What you have to do
For each line in the data below that holds "React", return a copy.

[START Material]

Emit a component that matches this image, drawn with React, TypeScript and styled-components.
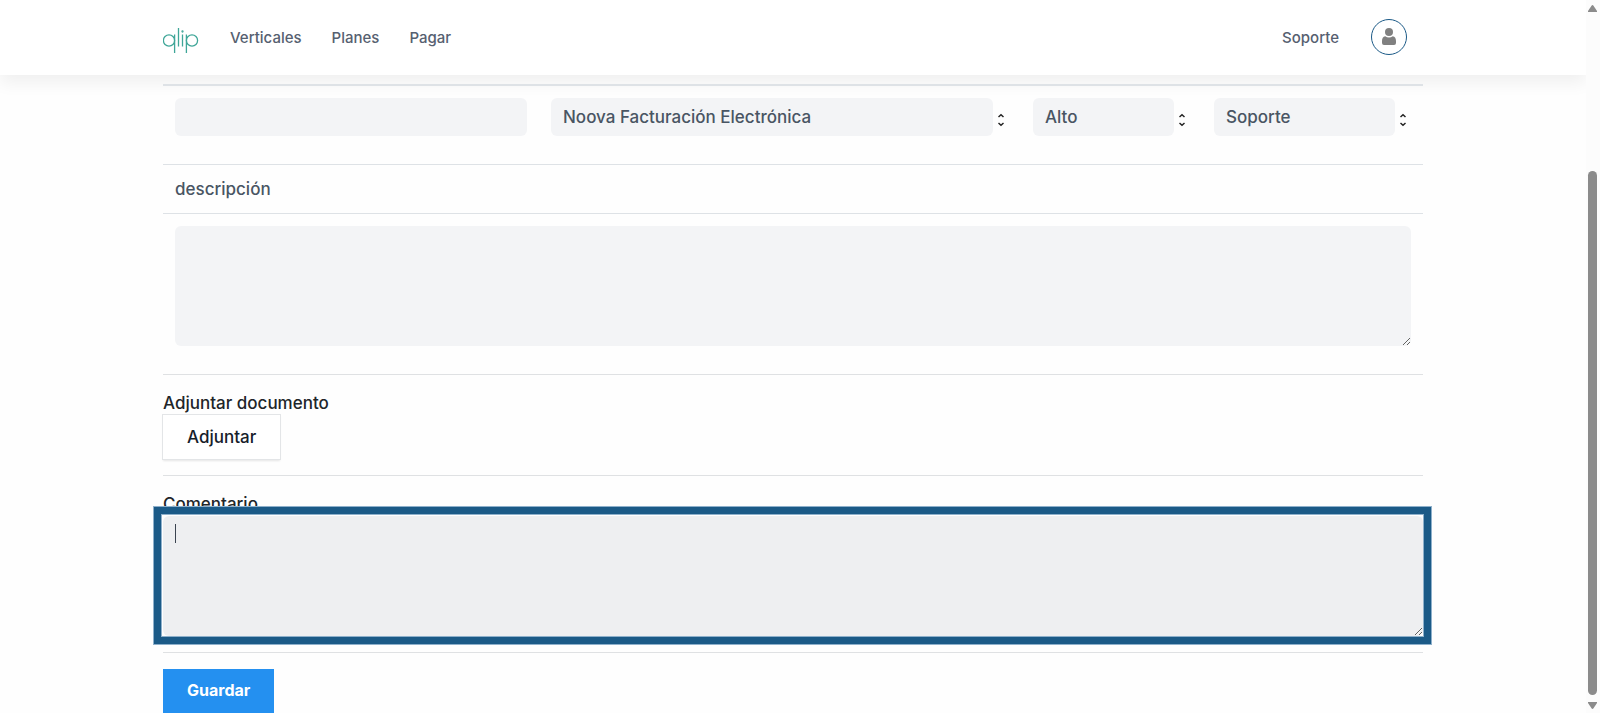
import React from "react";
import styled, { createGlobalStyle } from "styled-components";

const GlobalStyle = createGlobalStyle`
  *, *::before, *::after { box-sizing: border-box; }
  html, body { margin: 0; height: 100%; }
  #root { height: 100%; }
  body {
    background: #fefefe;
    color: #212529;
    font-family: Inter, "Liberation Sans", sans-serif;
    font-size: 17px;
    font-weight: 500;
    line-height: 24px;
  }
  button, input, select, textarea { font: inherit; color: inherit; }
`;

const Viewport = styled.div`
  display: flex;
  height: 100vh;
  overflow: hidden;
`;

const Page = styled.div`
  flex: 1;
  min-width: 0;
  display: flex;
  flex-direction: column;
`;

const Header = styled.header`
  flex: none;
  background: #fff;
  box-shadow: 0 8px 16px rgba(0, 0, 0, 0.06);
`;

const Container = styled.div`
  width: 100%;
  max-width: 1260px;
  margin: 0 auto;
`;

const HeaderBar = styled(Container)`
  display: flex;
  align-items: center;
  height: 75px;
  padding: 0 16px 2px 0;
`;

const LogoLink = styled.a`
  display: flex;
  padding-top: 7px;
  margin-right: 16px;
`;

const Nav = styled.nav`
  flex: 1;
  display: flex;
`;

const NavLink = styled.a<{ $end?: boolean }>`
  padding: 9px 15px 7px;
  margin-left: ${(p) => (p.$end ? "auto" : "0")};
  color: #566070;
  font-size: 15px;
  line-height: 20px;
  text-decoration: none;
`;

const Avatar = styled.button`
  display: flex;
  align-items: center;
  justify-content: center;
  width: 36px;
  height: 36px;
  margin-left: 17px;
  padding: 0;
  border: 1px solid #1b5a87;
  border-radius: 50%;
  background: #fff;
`;

const Form = styled.form`
  display: block;
  padding-top: 9px;
`;

const FieldRow = styled.div`
  display: grid;
  grid-template-columns: 376fr 482fr 181fr 221fr;
  height: 80px;
  border-top: 2px solid #dee2e6;
`;

const Cell = styled.div`
  min-width: 0;
  padding: 12px;
`;

const SelectWrap = styled.div`
  display: flex;
  align-items: center;
`;

const TextInput = styled.input`
  display: block;
  width: 100%;
  height: 38px;
  padding: 0 12px;
  border: 0;
  border-radius: 6px;
  background: #f3f4f6;
`;

const Select = styled.select`
  flex: 1;
  min-width: 0;
  height: 38px;
  padding: 0 12px;
  border: 0;
  border-radius: 6px;
  background: #f3f4f6;
  color: #495563;
  appearance: none;
`;

const Arrows = styled.svg`
  flex: none;
  width: 16px;
  height: 14px;
  margin-top: 6px;
`;

const DescriptionLabel = styled.label`
  display: block;
  height: 49px;
  padding: 12px;
  border-top: 1px solid #dee2e6;
  color: #495563;
`;

const DescriptionCell = styled.div`
  padding: 12px 12px 28px;
  border-top: 1px solid #dee2e6;
`;

const TextArea = styled.textarea<{ $active?: boolean }>`
  display: block;
  width: 100%;
  height: 120px;
  padding: 6px 12px;
  border: 0;
  border-radius: 6px;
  outline: 0;
  background: ${(p) => (p.$active ? "#eeeff1" : "#f3f4f6")};
  caret-color: transparent;
`;

const Section = styled.section`
  padding: 16px 0;
  border-top: 1px solid #dfe1e3;
`;

const Label = styled.label`
  display: block;
`;

const AttachButton = styled.button`
  display: block;
  height: 44px;
  padding: 0 24px;
  border: 0;
  background: #fff;
  color: #16202a;
  box-shadow: 0 0 0 1px #e3e5e7, 0 2px 2px rgba(0, 0, 0, 0.1);
`;

const CommentBox = styled.div`
  position: relative;
`;

const Highlight = styled.div`
  position: absolute;
  inset: -10px -9px -9px -10px;
  border: 1px solid #8eb0cb;
  box-shadow: inset 0 0 0 7px #1b5a87, inset 0 0 0 8px #8eb0cb;
  pointer-events: none;
`;

const Caret = styled.span`
  position: absolute;
  top: 8px;
  left: 12px;
  width: 1px;
  height: 19px;
  background: #3b4450;
`;

const SaveButton = styled.button`
  display: block;
  height: 46px;
  padding: 0 24px 4px;
  border: 0;
  background: #2490f0;
  color: #fff;
  font-size: 16px;
  font-weight: 700;
`;

const ScrollRail = styled.div`
  flex: none;
  display: flex;
  flex-direction: column;
  align-items: center;
  width: 14px;
  padding: 5px 1px 4px 0;
  background: #fcfcfc;
`;

const ScrollArrow = styled.svg`
  flex: none;
  width: 9px;
  height: 7px;
`;

const ScrollTrack = styled.div`
  flex: 1;
  display: grid;
  grid-template-rows: 23fr 76fr;
  padding-bottom: 7px;
`;

const ScrollThumb = styled.div`
  grid-row: 2;
  width: 9px;
  border-radius: 5px;
  background: #8b8b8b;
`;

const Logo = () => (
  <svg width="36" height="25" viewBox="0 0 36 25" fill="none" stroke="#3fa698" strokeWidth="1.3" aria-label="qlip">
    <circle cx="6" cy="12.5" r="5.6" />
    <line x1="11.6" y1="6.5" x2="11.6" y2="25" />
    <line x1="15.5" y1="0" x2="15.5" y2="18.5" />
    <line x1="19.5" y1="6.5" x2="19.5" y2="18.5" />
    <circle cx="19.5" cy="3.5" r="0.5" />
    <line x1="23.4" y1="6.5" x2="23.4" y2="25" />
    <circle cx="29" cy="12.5" r="5.6" />
  </svg>
);

const UserIcon = () => (
  <svg width="14" height="17" viewBox="0 0 14 17" fill="#808080" aria-hidden="true">
    <circle cx="7" cy="4" r="4" />
    <path d="M3.2 8.2 C5.5 9.8 8.5 9.8 10.8 8.2 C13 8.6 14 10.2 14 13 V15 Q14 17 12 17 H2 Q0 17 0 15 V13 C0 10.2 1 8.6 3.2 8.2 Z" />
  </svg>
);

type DropDownProps = { label: string; options: string[] };

const DropDown = ({ label, options }: DropDownProps) => (
  <Cell>
    <SelectWrap>
      <Select aria-label={label}>
        {options.map((o) => (
          <option key={o}>{o}</option>
        ))}
      </Select>
      <Arrows viewBox="0 0 16 14" fill="none" stroke="#222" strokeWidth="1.5" aria-hidden="true">
        <path d="M5.5 4 L8 1.8 L10.5 4 M5.5 10 L8 12.2 L10.5 10" />
      </Arrows>
    </SelectWrap>
  </Cell>
);

export default function App() {
  return (
    <Viewport>
      <GlobalStyle />
      <Page>
        <Header>
          <HeaderBar>
            <LogoLink href="#">
              <Logo />
            </LogoLink>
            <Nav>
              <NavLink href="#">Verticales</NavLink>
              <NavLink href="#">Planes</NavLink>
              <NavLink href="#">Pagar</NavLink>
              <NavLink href="#" $end>Soporte</NavLink>
            </Nav>
            <Avatar type="button" aria-label="Cuenta">
              <UserIcon />
            </Avatar>
          </HeaderBar>
        </Header>
        <Container>
          <Form>
            <FieldRow>
              <Cell>
                <TextInput type="text" aria-label="Asunto" />
              </Cell>
              <DropDown label="Producto" options={["Noova Facturación Electrónica"]} />
              <DropDown label="Prioridad" options={["Alto"]} />
              <DropDown label="Área" options={["Soporte"]} />
            </FieldRow>
            <DescriptionLabel htmlFor="descripcion">descripción</DescriptionLabel>
            <DescriptionCell>
              <TextArea id="descripcion" />
            </DescriptionCell>
            <Section>
              <Label htmlFor="adjuntar">Adjuntar documento</Label>
              <AttachButton id="adjuntar" type="button">Adjuntar</AttachButton>
            </Section>
            <Section>
              <Label htmlFor="comentario">Comentario</Label>
              <CommentBox>
                <TextArea id="comentario" $active />
                <Highlight />
                <Caret />
              </CommentBox>
            </Section>
            <Section>
              <SaveButton type="submit">Guardar</SaveButton>
            </Section>
          </Form>
        </Container>
      </Page>
      <ScrollRail aria-hidden="true">
        <ScrollArrow viewBox="0 0 9 7" fill="#8b8b8b">
          <path d="M3.5 0.8 Q4.5 -0.6 5.5 0.8 L9 6 V7 H0 V6 Z" />
        </ScrollArrow>
        <ScrollTrack>
          <ScrollThumb />
        </ScrollTrack>
        <ScrollArrow viewBox="0 0 9 7" fill="#8b8b8b">
          <path d="M3.5 6.2 Q4.5 7.6 5.5 6.2 L9 1 V0 H0 V1 Z" />
        </ScrollArrow>
      </ScrollRail>
    </Viewport>
  );
}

[END Material]

Result of the task
Emit a component that matches this image, drawn with React, TypeScript and styled-components.
import React from "react";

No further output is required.